FEBRUARY 09, 2007
A five-year-old Louisiana law ordering local police to arrest illegal immigrants during routine traffic stops will no longer be enforced by the New Orleans Police Department, which issued a directive this week prohibiting officers from arresting people in the country illegally.
Enacted in 2002 as a response to the September 11 terrorist attacks, the statute makes it a felony for “alien students” and “nonresident aliens” to drive without documentation proving that they are in the United States legally. Louisiana lawmakers passed the legislation to assure that driver’s licenses would not be used in their state to conceal illegal status.
Since its enactment, the New Orleans Police Department has arrested several illegal aliens during traffic stops but the cases have been dismissed by judges that have ruled the violators were racially targeted because they were Latino drivers. One judge went so far as to rule that the law is unconstitutional because it illegally steps on federal immigration law.
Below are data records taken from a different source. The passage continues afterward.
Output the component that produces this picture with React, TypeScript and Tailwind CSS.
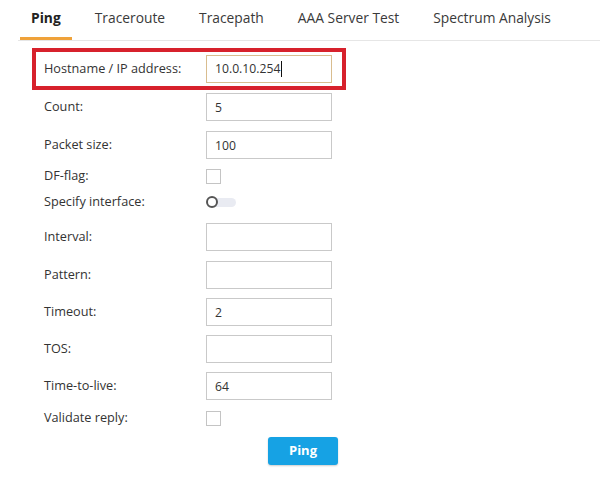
import { useState } from 'react';

const tabs = ['Ping', 'Traceroute', 'Tracepath', 'AAA Server Test', 'Spectrum Analysis'];

function Field({ label, value, className }: { label: string; value?: string; className: string }) {
  return (
    <div className={`flex h-[28px] items-center pl-[12px] ${className}`}>
      <span className="w-[162px] text-[12.7px] text-[#333]">{label}</span>
      <input
        readOnly
        defaultValue={value}
        className="box-border h-[28px] w-[126px] border border-[#c9c9c9] bg-white pl-[8px] text-[12.2px] text-[#333] outline-none"
      />
    </div>
  );
}

function CheckRow({ label, className }: { label: string; className: string }) {
  return (
    <div className={`flex h-[20px] items-center pl-[12px] ${className}`}>
      <span className="w-[162px] text-[12.7px] text-[#333]">{label}</span>
      <span className="box-border block h-[15px] w-[15px] border border-[#c4c4c4] bg-white" />
    </div>
  );
}

export default function App() {
  const [active, setActive] = useState(0);

  return (
    <div className="h-[477px] w-[600px] bg-white font-['Open_Sans',sans-serif]">
      <div className="ml-[18px] flex gap-[12px] border-b border-[#e6e6e6] pl-[2px]">
        {tabs.map((t, i) => (
          <div
            key={t}
            onClick={() => setActive(i)}
            className={`flex h-[40px] cursor-pointer items-center px-[11px] text-[13.8px] ${
              i === active
                ? 'border-b-[3px] border-[#efa23a] font-bold text-[#222]'
                : 'border-b-[3px] border-transparent text-[#3a3a3a]'
            }`}
          >
            {t}
          </div>
        ))}
      </div>

      <div className="ml-[32px] w-[314px]">
        <div className="mt-[7px] box-border flex h-[42px] items-center border-[4px] border-[#d7212c] pl-[8px]">
          <span className="w-[162px] text-[12.7px] text-[#333]">Hostname / IP address:</span>
          <div className="box-border flex h-[28px] w-[126px] items-center border border-[#d9bd8f] bg-white pl-[8px] text-[12.2px] text-[#333]">
            10.0.10.254
            <span className="ml-[1px] inline-block h-[16px] w-[1px] bg-[#111]" />
          </div>
        </div>

        <Field label="Count:" value="5" className="mt-[3px]" />
        <Field label="Packet size:" value="100" className="mt-[10px]" />
        <CheckRow label="DF-flag:" className="mt-[7px]" />

        <div className="mt-[6px] flex h-[20px] items-center pl-[12px]">
          <span className="w-[162px] text-[12.7px] text-[#333]">Specify interface:</span>
          <span className="relative flex h-[12px] w-[30px] items-center">
            <span className="ml-[4px] h-[9px] w-[26px] rounded-full bg-[#e9ebf2]" />
            <span className="absolute left-0 top-0 box-border h-[12px] w-[12px] rounded-full border-2 border-[#555] bg-white" />
          </span>
        </div>

        <Field label="Interval:" className="mt-[11px]" />
        <Field label="Pattern:" className="mt-[10px]" />
        <Field label="Timeout:" value="2" className="mt-[9px]" />
        <Field label="TOS:" className="mt-[9px]" />
        <Field label="Time-to-live:" value="64" className="mt-[9px]" />
        <CheckRow label="Validate reply:" className="mt-[8px]" />

        <div className="mt-[9px] flex pl-[236px]">
          <button className="h-[28px] w-[70px] rounded-[3px] bg-[#16a2e4] text-[13px] font-bold text-white shadow-[0_1px_2px_rgba(0,0,0,0.2)]">
            Ping
          </button>
        </div>
      </div>
    </div>
  );
}
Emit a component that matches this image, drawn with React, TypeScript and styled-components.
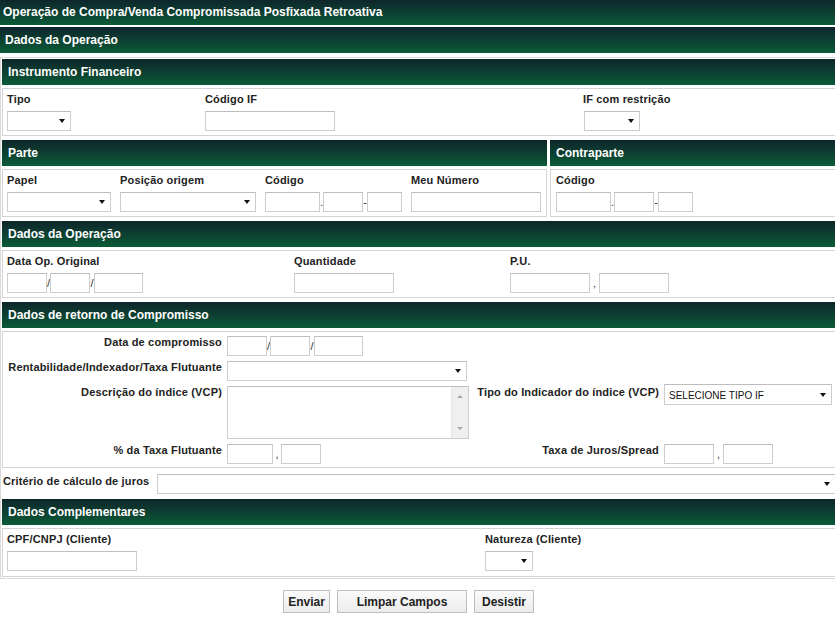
import styled, { createGlobalStyle } from "styled-components";

const GlobalStyle = createGlobalStyle`
  html, body {
    margin: 0;
    padding: 0;
    background: #fff;
    overflow: hidden;
  }
  body {
    font-family: "Liberation Sans", Arial, sans-serif;
    color: #222;
  }
`;

const GREEN = "linear-gradient(to bottom, #0e262b 0%, #0d4232 55%, #0b5b37 100%)";

const Page = styled.div`
  width: 838px;
`;

const TitleBar = styled.div`
  height: 25px;
  line-height: 25px;
  padding-left: 3px;
  background: ${GREEN};
  color: #fff;
  font-size: 12px;
  font-weight: bold;
  white-space: nowrap;
`;

const MainBar = styled.div`
  margin-top: 2px;
  height: 26px;
  line-height: 26px;
  padding-left: 5px;
  background: ${GREEN};
  color: #fff;
  font-size: 12px;
  font-weight: bold;
`;

const Form = styled.div`
  margin-top: 4px;
  border: 1px solid #dadada;
  padding: 1px;
`;

const Section = styled.section<{ $mt?: number }>`
  margin-top: ${(p) => p.$mt ?? 4}px;
`;

const SplitRow = styled.div`
  display: flex;
  gap: 3px;
  margin-top: 4px;
`;

const Column = styled.div<{ $w?: number }>`
  ${(p) => (p.$w ? `width: ${p.$w}px; flex-shrink: 0;` : "flex: 1;")}
`;

const Bar = styled.div<{ $pl?: number }>`
  height: 26px;
  line-height: 26px;
  padding-left: ${(p) => p.$pl ?? 6}px;
  background: ${GREEN};
  color: #fff;
  font-size: 12px;
  font-weight: bold;
  white-space: nowrap;
`;

const Box = styled.div<{ $pl?: number; $pb?: number }>`
  margin-top: 3px;
  border: 1px solid #d4d4d4;
  padding: 4px 4px ${(p) => p.$pb ?? 4}px ${(p) => p.$pl ?? 4}px;
  display: flex;
  align-items: flex-start;
`;

const Field = styled.div<{ $w?: number }>`
  display: flex;
  flex-direction: column;
  gap: 5px;
  ${(p) => (p.$w ? `width: ${p.$w}px; flex-shrink: 0;` : "flex: 1;")}
`;

const Label = styled.div<{ $align?: string }>`
  font-size: 11px;
  font-weight: bold;
  line-height: 13px;
  letter-spacing: 0.16px;
  color: #222;
  white-space: nowrap;
  text-align: ${(p) => p.$align ?? "left"};
`;

const Inputs = styled.div`
  display: flex;
  align-items: flex-start;
`;

const Sep = styled.span<{ $w?: number }>`
  width: ${(p) => p.$w ?? 3}px;
  flex-shrink: 0;
  text-align: center;
  font-size: 11px;
  line-height: 20px;
  color: #333;
`;

const TextInput = styled.div<{ $w: number }>`
  box-sizing: border-box;
  width: ${(p) => p.$w}px;
  height: 20px;
  flex-shrink: 0;
  border: 1px solid #cdcdcd;
  border-top-color: #bdbdbd;
  background: #fff;
`;

const SelectBox = styled.div<{ $w?: number; $h?: number }>`
  box-sizing: border-box;
  ${(p) => (p.$w ? `width: ${p.$w}px; flex-shrink: 0;` : "flex: 1;")}
  height: ${(p) => p.$h ?? 20}px;
  border: 1px solid #cdcdcd;
  border-top-color: #bdbdbd;
  background: #fff;
  display: flex;
  align-items: center;
  padding: 0 5px 0 4px;
  font-size: 10px;
  color: #111;
  white-space: nowrap;
`;

const SelectText = styled.span`
  flex: 1;
  padding-top: 1px;
`;

const Arrow = styled.span`
  margin-left: auto;
  width: 0;
  height: 0;
  border-left: 3.5px solid transparent;
  border-right: 3.5px solid transparent;
  border-top: 4px solid #111;
`;

const TextArea = styled.div`
  box-sizing: border-box;
  width: 242px;
  height: 53px;
  border: 1px solid #cdcdcd;
  border-top-color: #bdbdbd;
  display: flex;
  justify-content: flex-end;
`;

const ScrollTrack = styled.div`
  width: 16px;
  background: #efefef;
  border-left: 1px solid #e6e6e6;
  display: flex;
  flex-direction: column;
  align-items: center;
  justify-content: space-between;
  padding: 8px 0 8px;
`;

const ScrollArrow = styled.span<{ $up?: boolean }>`
  width: 0;
  height: 0;
  border-left: 3px solid transparent;
  border-right: 3px solid transparent;
  ${(p) => (p.$up ? "border-bottom: 3px solid #a8a8a8;" : "border-top: 3px solid #a8a8a8;")}
`;

const ReturnGrid = styled.div`
  margin-top: 3px;
  border: 1px solid #d4d4d4;
  padding: 4px 0 3px 0;
  display: grid;
  grid-template-columns: 219px 243px 184px 1fr;
  column-gap: 5px;
  row-gap: 5px;
  align-items: start;
`;

const Cell = styled.div<{ $mt?: number }>`
  display: flex;
  align-items: flex-start;
  margin-top: ${(p) => p.$mt ?? 0}px;
`;

const CritRow = styled.div`
  margin-top: 6px;
  padding-left: 1px;
  display: flex;
  align-items: flex-start;
`;

const CritLabel = styled(Label)`
  width: 154px;
  flex-shrink: 0;
  padding-top: 1px;
`;

const ButtonRow = styled.div`
  margin-top: 11px;
  padding-left: 283px;
  display: flex;
  gap: 7px;
`;

const Button = styled.button<{ $w: number }>`
  box-sizing: border-box;
  width: ${(p) => p.$w}px;
  height: 23px;
  padding: 0;
  border: 1px solid #bdbdbd;
  background: linear-gradient(to bottom, #fafafa 0%, #ececec 100%);
  font-family: "Liberation Sans", Arial, sans-serif;
  font-size: 12px;
  font-weight: bold;
  color: #222;
  cursor: pointer;
`;

function Select({ w, h, text }: { w?: number; h?: number; text?: string }) {
  return (
    <SelectBox $w={w} $h={h}>
      {text && <SelectText>{text}</SelectText>}
      <Arrow />
    </SelectBox>
  );
}

function DateInputs() {
  return (
    <Inputs>
      <TextInput $w={40} />
      <Sep>/</Sep>
      <TextInput $w={40} />
      <Sep $w={4}>/</Sep>
      <TextInput $w={49} />
    </Inputs>
  );
}

function CodeInputs() {
  return (
    <Inputs>
      <TextInput $w={55} />
      <Sep>.</Sep>
      <TextInput $w={40} />
      <Sep $w={4}>-</Sep>
      <TextInput $w={35} />
    </Inputs>
  );
}

export default function App() {
  return (
    <Page>
      <GlobalStyle />
      <TitleBar>Operação de Compra/Venda Compromissada Posfixada Retroativa</TitleBar>
      <MainBar>Dados da Operação</MainBar>

      <Form>
        <Section $mt={0}>
          <Bar>Instrumento Financeiro</Bar>
          <Box>
            <Field $w={198}>
              <Label>Tipo</Label>
              <Select w={64} />
            </Field>
            <Field $w={378}>
              <Label>Código IF</Label>
              <TextInput $w={130} />
            </Field>
            <Field>
              <Label>IF com restrição</Label>
              <Inputs>
                <Sep $w={1} />
                <Select w={56} />
              </Inputs>
            </Field>
          </Box>
        </Section>

        <SplitRow>
          <Column $w={545}>
            <Bar>Parte</Bar>
            <Box>
              <Field $w={113}>
                <Label>Papel</Label>
                <Select w={104} />
              </Field>
              <Field $w={145}>
                <Label>Posição origem</Label>
                <Select w={136} />
              </Field>
              <Field $w={146}>
                <Label>Código</Label>
                <CodeInputs />
              </Field>
              <Field>
                <Label>Meu Número</Label>
                <TextInput $w={130} />
              </Field>
            </Box>
          </Column>
          <Column>
            <Bar>Contraparte</Bar>
            <Box $pl={5}>
              <Field>
                <Label>Código</Label>
                <CodeInputs />
              </Field>
            </Box>
          </Column>
        </SplitRow>

        <Section>
          <Bar>Dados da Operação</Bar>
          <Box>
            <Field $w={287}>
              <Label>Data Op. Original</Label>
              <DateInputs />
            </Field>
            <Field $w={216}>
              <Label>Quantidade</Label>
              <TextInput $w={100} />
            </Field>
            <Field>
              <Label>P.U.</Label>
              <Inputs>
                <TextInput $w={80} />
                <Sep $w={9}>,</Sep>
                <TextInput $w={70} />
              </Inputs>
            </Field>
          </Box>
        </Section>

        <Section>
          <Bar>Dados de retorno de Compromisso</Bar>
          <ReturnGrid>
            <Label $align="right">Data de compromisso</Label>
            <Cell>
              <DateInputs />
            </Cell>
            <div />
            <div />

            <Label $align="right">Rentabilidade/Indexador/Taxa Flutuante</Label>
            <Cell>
              <Select w={240} />
            </Cell>
            <div />
            <div />

            <Label $align="right">Descrição do índice (VCP)</Label>
            <Cell>
              <TextArea>
                <ScrollTrack>
                  <ScrollArrow $up />
                  <ScrollArrow />
                </ScrollTrack>
              </TextArea>
            </Cell>
            <Label $align="right">Tipo do Indicador do índice (VCP)</Label>
            <Cell $mt={-2}>
              <Select w={168} h={21} text="SELECIONE TIPO IF" />
            </Cell>

            <Label $align="right">% da Taxa Flutuante</Label>
            <Cell>
              <Inputs>
                <TextInput $w={46} />
                <Sep $w={8}>,</Sep>
                <TextInput $w={40} />
              </Inputs>
            </Cell>
            <Label $align="right">Taxa de Juros/Spread</Label>
            <Cell>
              <Inputs>
                <TextInput $w={50} />
                <Sep $w={9}>,</Sep>
                <TextInput $w={50} />
              </Inputs>
            </Cell>
          </ReturnGrid>
        </Section>

        <CritRow>
          <CritLabel>Critério de cálculo de juros</CritLabel>
          <Select />
        </CritRow>

        <Section $mt={5}>
          <Bar>Dados Complementares</Bar>
          <Box $pb={5}>
            <Field $w={478}>
              <Label>CPF/CNPJ (Cliente)</Label>
              <TextInput $w={130} />
            </Field>
            <Field>
              <Label>Natureza (Cliente)</Label>
              <Select w={48} />
            </Field>
          </Box>
        </Section>
      </Form>

      <ButtonRow>
        <Button $w={47}>Enviar</Button>
        <Button $w={130}>Limpar Campos</Button>
        <Button $w={60}>Desistir</Button>
      </ButtonRow>
    </Page>
  );
}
Claiming that “federal law preempts state law,” New Orleans’ Police Superintendent, Warren Riley, issued a directive this week that said effective immediately, all members of the department are prohibited from arresting anyone for violation of the 2002 statute.
Several police departments nationwide have similar illegal immigrant sanctuary policies and Judicial Watch has taken legal action against two big-city departments, Los Angeles and Chicago.